Niger’s economic fate

The July 26 Coup brought so many challenges to Niger. The West African nation saw recurring power cuts, falling purchasing power, and food shortages: After seven months of Economic Community of West African States sanctions imposed after the coup, a recent report by Le Monde indicates that nothing in the streets of Niamey points that Niger could experience the highest growth rate in 2024.

The African Development Bank (AfDB) March report pointed out that the nation’s GDP could jump by 11 per cent in 2024, following growth of 4.3 per cent in 2023.

According to Le Monde’s report, these “growth forecasts assume a gradual return to normal,” which includes the “lifting of sanctions [effective since February 24] and the return of financing,” said the World Bank.
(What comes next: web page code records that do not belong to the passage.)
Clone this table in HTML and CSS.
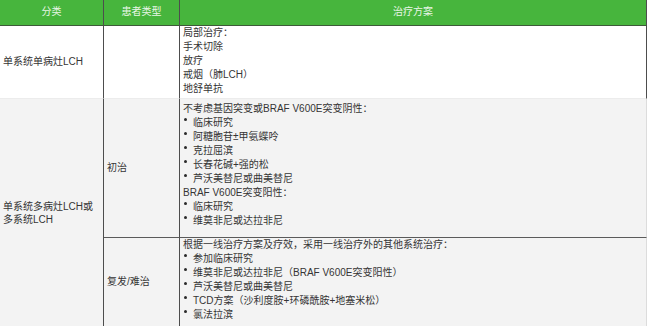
FILE: index.html
```html
<!DOCTYPE html>
<html lang="zh">
<head>
<meta charset="utf-8">
<link rel="stylesheet" href="styles.css">
</head>
<body>
<div class="table">
  <div class="cell head">分类</div>
  <div class="cell head">患者类型</div>
  <div class="cell head last">治疗方案</div>

  <div class="cell r1 mid">单系统单病灶LCH</div>
  <div class="cell r1"></div>
  <div class="cell r1 last dark plan">
    <div>局部治疗：</div>
    <div>手术切除</div>
    <div>放疗</div>
    <div>戒烟（肺LCH）</div>
    <div>地舒单抗</div>
  </div>

  <div class="cell multi mid tight">单系统多病灶LCH或<br>多系统LCH</div>
  <div class="cell r2 mid">初治</div>
  <div class="cell r2 last plan pad">
    <div>不考虑基因突变或BRAF V600E突变阴性：</div>
    <ul class="list">
      <li>临床研究</li>
      <li>阿糖胞苷±甲氨蝶呤</li>
      <li>克拉屈滨</li>
      <li>长春花碱+强的松</li>
      <li>芦沃美替尼或曲美替尼</li>
    </ul>
    <div>BRAF V600E突变阳性：</div>
    <ul class="list">
      <li>临床研究</li>
      <li>维莫非尼或达拉非尼</li>
    </ul>
  </div>

  <div class="cell r3 mid">复发/难治</div>
  <div class="cell r3 last plan">
    <div>根据一线治疗方案及疗效，采用一线治疗外的其他系统治疗：</div>
    <ul class="list">
      <li>参加临床研究</li>
      <li>维莫非尼或达拉非尼（BRAF V600E突变阳性）</li>
      <li>芦沃美替尼或曲美替尼</li>
      <li>TCD方案（沙利度胺+环磷酰胺+地塞米松）</li>
      <li>氯法拉滨</li>
    </ul>
  </div>
</div>
</body>
</html>
```

FILE: styles.css
```css
* { box-sizing: border-box; }
html, body { margin: 0; padding: 0; background: #ffffff; }
body {
  font-family: "Liberation Sans", "Noto Sans CJK SC", sans-serif;
  font-size: 10px;
  color: #353535;
}
.table {
  display: grid;
  grid-template-columns: 104px 76px 467px;
  grid-template-rows: 26px 73px 139px 88px;
  width: 647px;
}
.cell {
  border-right: 1px solid #4d4d4d;
  padding: 0 3px;
  line-height: 14px;
}
.head {
  background: #47b53d;
  color: #e9f5e7;
  border-bottom: 1px solid #3d5a38;
  display: flex;
  align-items: center;
  justify-content: center;
  padding-bottom: 1px;
}
.r1 { background: #ffffff; border-bottom: 1px solid #ececec; }
.r2 { background: #f3f3f3; border-bottom: 1px solid #5a5a5a; }
.r3 { background: #f3f3f3; }
.multi {
  background: #f3f3f3;
  grid-row: span 2;
}
.last.r2, .last.r3 { border-right-color: #dcdcdc; }
.last.dark { border-right-color: #4d4d4d; }
.mid {
  display: flex;
  align-items: center;
}
.tight { line-height: 13px; }
.pad { padding-top: 3px; }
.list {
  list-style: none;
  margin: 0;
  padding: 0;
}
.list li {
  display: flex;
}
.list li::before {
  content: "";
  flex: none;
  width: 3px;
  height: 3px;
  border-radius: 50%;
  background: #2a2a2a;
  margin: 2px 6px 0 1px;
}
```
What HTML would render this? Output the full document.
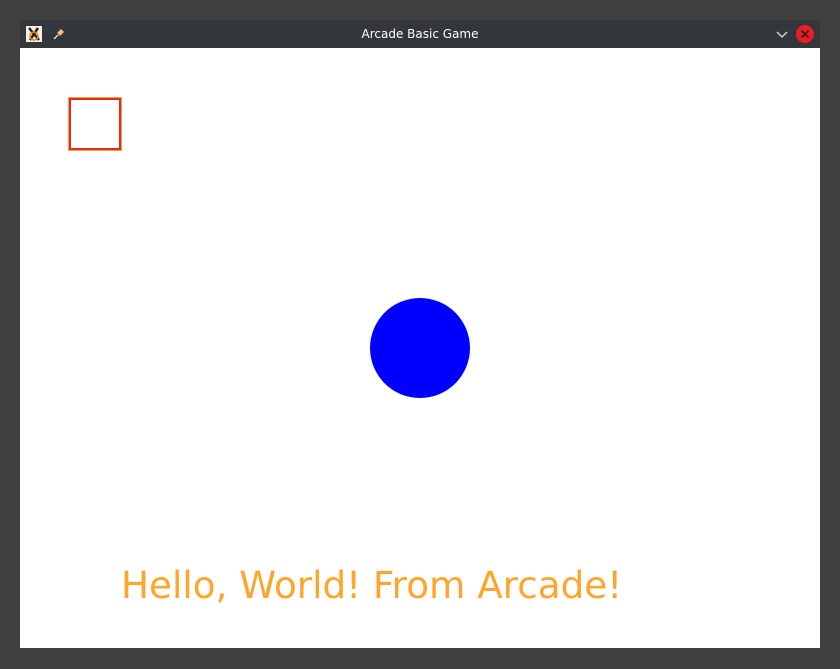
<!DOCTYPE html>
<html><head><meta charset="utf-8"><style>
html,body{margin:0;padding:0;width:840px;height:669px;background:#3f3f3f;overflow:hidden;position:relative}
.bar{position:absolute;left:20px;top:20px;width:800px;height:28px;background:#33373b}
.title{position:absolute;left:0;width:800px;top:0;text-align:center;color:#fff;font:12px "DejaVu Sans","Liberation Sans",sans-serif;line-height:28px}
.content{position:absolute;left:20px;top:48px;width:800px;height:600px;background:#fff}
.sq{position:absolute;left:69px;top:98px;width:48px;height:48px;border:2px solid #e8281e;outline:1px solid #f5a53a}
.circ{position:absolute;left:370px;top:298px;width:100px;height:100px;border-radius:50%;background:#0000ff}
.txt{position:absolute;left:121px;top:563px;color:#ffa52b;font:37.3px "DejaVu Sans",sans-serif;line-height:44px;white-space:nowrap}
</style></head><body>
<div class="bar">
<svg style="position:absolute;left:6px;top:6px" width="16" height="16"><rect width="16" height="16" fill="#f4f0e8"/><path d="M3 2 L13 14 M12 2 L4 14" stroke="#222" stroke-width="2.5"/><circle cx="8" cy="10" r="4" fill="none" stroke="#f08020" stroke-width="1.5"/></svg>
<svg style="position:absolute;left:33px;top:8px" width="12" height="12"><path d="M1 11 L5 7" stroke="#fff" stroke-width="1.2"/><path d="M4 5 L7 8 L11 4 L8 1 Z" fill="#f5c080"/></svg>
<div class="title">Arcade Basic Game</div>
<svg style="position:absolute;left:756px;top:9px" width="12" height="10"><path d="M1 3 L6 8 L11 3" stroke="#ddd" stroke-width="1.3" fill="none"/></svg>
<svg style="position:absolute;left:776px;top:5px" width="18" height="18"><circle cx="9" cy="9" r="9" fill="#ed1c24"/><path d="M5.5 5.5 L12.5 12.5 M12.5 5.5 L5.5 12.5" stroke="#3a1a1a" stroke-width="1.8"/></svg>
</div>
<div class="content"></div>
<div class="sq"></div>
<div class="circ"></div>
<div class="txt">Hello, World! From Arcade!</div>
</body></html>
Further, they are also based on the assumption that 90,000 barrels of oil per day will be exported via the pipeline linking the Agadem oilfield to the port of Sèmè in Benin, which should generate around €610 million in tax revenues by 2025. Niger currently exports 20,000 barrels a day. On March 2, Chinese company CNPC, in charge of the project, announced the commissioning of the pipeline, enabling the first barrels to leave the country within two months.

Le Monde report also found that the growth forecast should be cautiously treated. This is according to economist Emilie Laffiteau, associate researcher at the Institute of International and Strategic Relations (IRIS).

“Niger is one of the poorest countries in the world. It’s always easier to create a growth peak when you’re starting from a long way off,” she said especially as the 11.2 per cent growth will not necessarily affect the country’s long-term development.

According to various World Bank and ADB reports, the country must carry out structural reforms and lean more toward the manufacturing and services sectors for the growth forecast to become a lasting reality.

As long as Niger has not embarked on industrialisation and is mainly dependent on its raw materials, the country will remain vulnerable to climatic shocks and price variations set by international markets.

Although service sector performance will have increased by 2022, according to the AfDB, it only accounts for a third of GDP. It’s a share that is likely to decline with oil extraction.

With political instability and regardless of the type of democratic takeover, Niger’s economic outlook remains uncertain as political crises tend to prolong, which mars progress by halting international projects and their related financing.

Read Also: Africa dominates the world’s 20 fastest-growing economies in 2024

Is West Africa Waking Up

Undoubtedly, the Junta has demonstrated a rather unique power takeover format in the region. Niger’s current military rulers opted for a radical change of policy, demanding its former partner, France, to pull out completely.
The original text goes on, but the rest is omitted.